WITH running_transactions AS ( SELECT DISTINCT transaction_id FROM `region-us`.INFORMATION_SCHEMA.JOBS_BY_PROJECT EXCEPT DISTINCT SELECT transaction_id FROM `region-us`.INFORMATION_SCHEMA.JOBS_BY_PROJECT WHERE statement_type = 'COMMIT_TRANSACTION' OR statement_type = 'ROLLBACK_TRANSACTION' ) SELECT jobs.transaction_id, parent_job_id, session_info, query FROM `region-us`.INFORMATION_SCHEMA.JOBS_BY_PROJECT AS jobs, running_transactions WHERE destination_table = ("PROJECT_NAME", "DATASET_NAME", "TABLE_NAME") AND jobs.transaction_id = running_transactions.transaction_id;
Find the active transactions running in a multi-statement transaction
The following query returns the active transactions for a particular job, specified by the ID of the job that is running the multi-statement transaction.

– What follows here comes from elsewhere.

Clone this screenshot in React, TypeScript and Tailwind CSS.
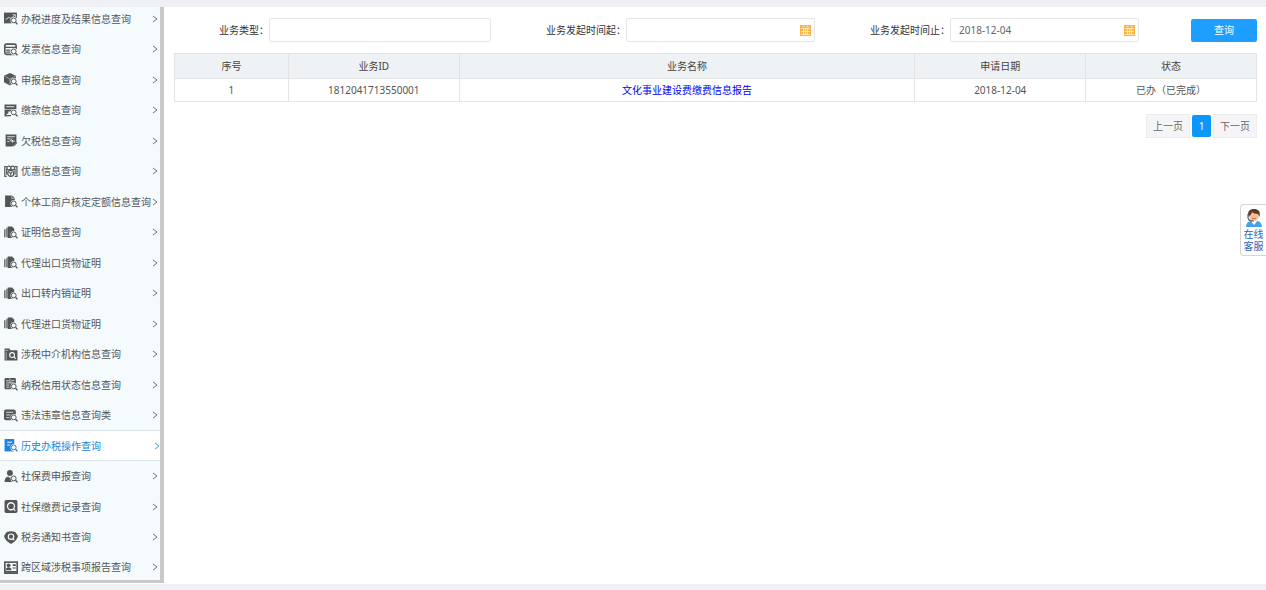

SELECT DISTINCT transaction_id FROM `region-us`.INFORMATION_SCHEMA.JOBS_BY_PROJECT WHERE parent_job_id = "JOB_ID" EXCEPT DISTINCT SELECT transaction_id FROM `region-us`.INFORMATION_SCHEMA.JOBS_BY_PROJECT WHERE parent_job_id = "JOB_ID" AND (statement_type = 'COMMIT_TRANSACTION' OR statement_type = 'ROLLBACK_TRANSACTION');
Limitations
- Transactions cannot use DDL statements that affect permanent entities.
- Within a transaction, materialized views are interpreted as logical views. You can still query a materialized view inside a transaction, but it doesn't result in any performance improvement or cost reduction compared with the equivalent logical view.
A multi-statement transaction that fails triggers a rollback operation, undoing all pending changes and precluding retries.
A transaction can mutate data in at most 100 tables and can perform at most 100,000 partition modifications.
BI Engine does not accelerate queries inside a transaction.